Ion mobility spectrometry–mass spectrometry (IMS–MS) for on- and offline analysis of atmospheric gas and aerosol species

Jordan E. Krechmer1,2, Michael Groessl3, Xuan Zhang4, Heikki Junninen5, Paola Massoli4, Andrew T. Lambe4,6, Joel R. Kimmel3,4, Michael J. Cubison3, Stephan Graf3, Ying-Hsuan Lin7,a, Sri H. Budisulistiorini7,b, Haofei Zhang7,c, Jason D. Surratt7, Richard Knochenmuss3, John T. Jayne4, Douglas R. Worsnop4,5, Jose-Luis Jimenez1,2, and Manjula R. Canagaratna4 Jordan E. Krechmer et al.

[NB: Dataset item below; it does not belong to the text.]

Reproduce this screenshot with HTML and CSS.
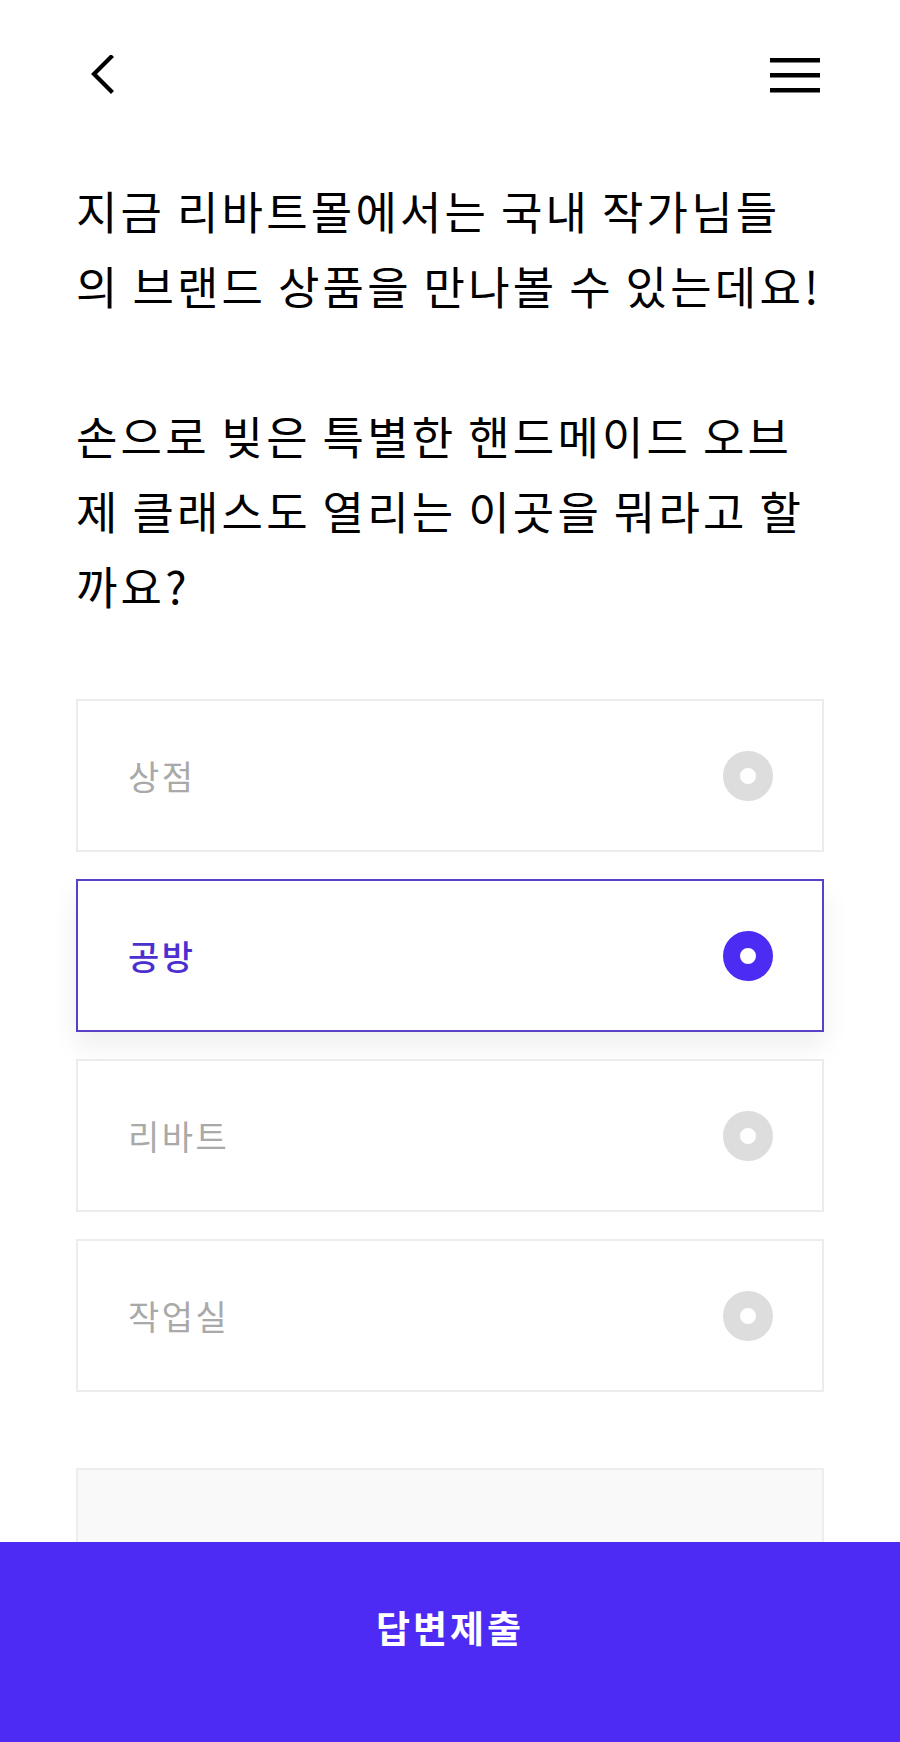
FILE: index.html
```html
<!DOCTYPE html>
<html lang="ko">
<head>
<meta charset="utf-8">
<title>질문</title>
<link rel="stylesheet" href="styles.css">
</head>
<body>
<div class="page">
  <header class="topbar">
    <button class="icon-btn back" aria-label="뒤로">
      <svg width="24" height="40" viewBox="0 0 24 40"><polyline points="21,2 4,19 21,36" fill="none" stroke="#000" stroke-width="4.2" stroke-linecap="square" stroke-linejoin="miter"/></svg>
    </button>
    <button class="icon-btn menu" aria-label="메뉴">
      <svg width="50" height="40" viewBox="0 0 50 40"><rect x="0" y="3" width="50" height="4.5" fill="#000"/><rect x="0" y="18" width="50" height="4.5" fill="#000"/><rect x="0" y="33" width="50" height="4.5" fill="#000"/></svg>
    </button>
  </header>

  <p class="question">지금 리바트몰에서는 국내 작가님들<br>의 브랜드 상품을 만나볼 수 있는데요!<br><br>손으로 빚은 특별한 핸드메이드 오브<br>제 클래스도 열리는 이곳을 뭐라고 할<br>까요?</p>

  <ul class="options">
    <li class="option"><span class="label">상점</span><span class="radio"></span></li>
    <li class="option selected"><span class="label">공방</span><span class="radio"></span></li>
    <li class="option"><span class="label">리바트</span><span class="radio"></span></li>
    <li class="option"><span class="label">작업실</span><span class="radio"></span></li>
  </ul>

  <div class="answer-box"></div>
</div>

<button class="submit">답변제출</button>
</body>
</html>
```

FILE: styles.css
```css
* { box-sizing: border-box; }
html, body {
  margin: 0;
  padding: 0;
  background: #ffffff;
}
body {
  font-family: "Noto Sans CJK KR", "Noto Sans", sans-serif;
  color: #000;
}
.page {
  width: 900px;
  height: 1742px;
  overflow: hidden;
}
.topbar {
  height: 150px;
  display: flex;
  align-items: center;
  justify-content: space-between;
  padding: 0 80px 0 90px;
}
.icon-btn {
  background: none;
  border: 0;
  padding: 0;
  display: flex;
}
.question {
  margin: 23px 0 0;
  padding: 0 0 0 76px;
  font-size: 45px;
  line-height: 75px;
  letter-spacing: 3.2px;
  word-spacing: -4px;
  white-space: nowrap;
  font-weight: 400;
}
.options {
  list-style: none;
  margin: 76px 76px 0;
  padding: 0;
  display: flex;
  flex-direction: column;
  gap: 27px;
}
.option {
  height: 153px;
  border: 2px solid #ececec;
  background: #fff;
  display: flex;
  align-items: center;
  justify-content: space-between;
  padding: 0 49px 0 50px;
}
.label {
  font-size: 34px;
  letter-spacing: 2.5px;
  color: #a9a9a9;
}
.radio {
  width: 50px;
  height: 50px;
  border-radius: 50%;
  border: 17px solid #dddddd;
  background: #fff;
}
.option.selected {
  border-color: #5a3fc8;
  box-shadow: 0 14px 26px rgba(0, 0, 0, 0.07);
}
.option.selected .label {
  color: #4b30cf;
  font-weight: 500;
}
.option.selected .radio {
  border-color: #4c2cf2;
}
.answer-box {
  margin: 76px 76px 0;
  height: 220px;
  border: 2px solid #eeeeee;
  background: #f9f9f9;
}
.submit {
  position: fixed;
  left: 0;
  bottom: 0;
  width: 900px;
  height: 200px;
  border: 0;
  margin: 0;
  padding: 0 0 30px;
  display: block;
  text-align: center;
  background: #4d2bf4;
  color: #fff;
  font-family: "Noto Sans CJK KR", sans-serif;
  font-size: 37px;
  font-weight: 700;
  letter-spacing: 3px;
  line-height: 50px;
}
```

  • 1Cooperative Institute for Research in Environmental Sciences (CIRES), Boulder, Colorado 80309, USA
  • 2Department of Chemistry and Biochemistry, University of Colorado, Boulder, Colorado 80309, USA
  • 3TOFWERK, 3600, Thun, Switzerland
  • 4Center for Aerosol and Cloud Chemistry, Aerodyne Research, Billerica, Massachusetts 01821, USA
  • 5Department of Physics, University of Helsinki, 00014, Helsinki, Finland
  • 6Chemistry Department, Boston College, Chestnut Hill, Massachusetts 02467, USA
  • 7Department of Environmental Sciences and Engineering, Gillings School of Global Public Health, The University of North Carolina at Chapel Hill, North Carolina, USA
  • anow at: Michigan Society of Fellows, Department of Chemistry, University of Michigan, Ann Arbor, Michigan, USA
  • bnow at: Earth Observatory of Singapore, Nanyang Technological University, Singapore
  • cnow at: Department of Environmental Science, Policy, and Management, University of California, Berkeley, California, USA

Abstract. Measurement techniques that provide molecular-level information are needed to elucidate the multiphase processes that produce secondary organic aerosol (SOA) species in the atmosphere. Here we demonstrate the application of ion mobility spectrometry-mass spectrometry (IMS–MS) to the simultaneous characterization of the elemental composition and molecular structures of organic species in the gas and particulate phases. Molecular ions of gas-phase organic species are measured online with IMS–MS after ionization with a custom-built nitrate chemical ionization (CI) source. This CI–IMS–MS technique is used to obtain time-resolved measurements (5 min) of highly oxidized organic molecules during the 2013 Southern Oxidant and Aerosol Study (SOAS) ambient field campaign in the forested SE US. The ambient IMS–MS signals are consistent with laboratory IMS–MS spectra obtained from single-component carboxylic acids and multicomponent mixtures of isoprene and monoterpene oxidation products. Mass-mobility correlations in the 2-D IMS–MS space provide a means of identifying ions with similar molecular structures within complex mass spectra and are used to separate and identify monoterpene oxidation products in the ambient data that are produced from different chemical pathways. Water-soluble organic carbon (WSOC) constituents of fine aerosol particles that are not resolvable with standard analytical separation methods, such as liquid chromatography (LC), are shown to be separable with IMS–MS coupled to an electrospray ionization (ESI) source. The capability to use ion mobility to differentiate between isomers is demonstrated for organosulfates derived from the reactive uptake of isomers of isoprene epoxydiols (IEPOX) onto wet acidic sulfate aerosol. Controlled fragmentation of precursor ions by collisionally induced dissociation (CID) in the transfer region between the IMS and the MS is used to validate MS peak assignments, elucidate structures of oligomers, and confirm the presence of the organosulfate functional group.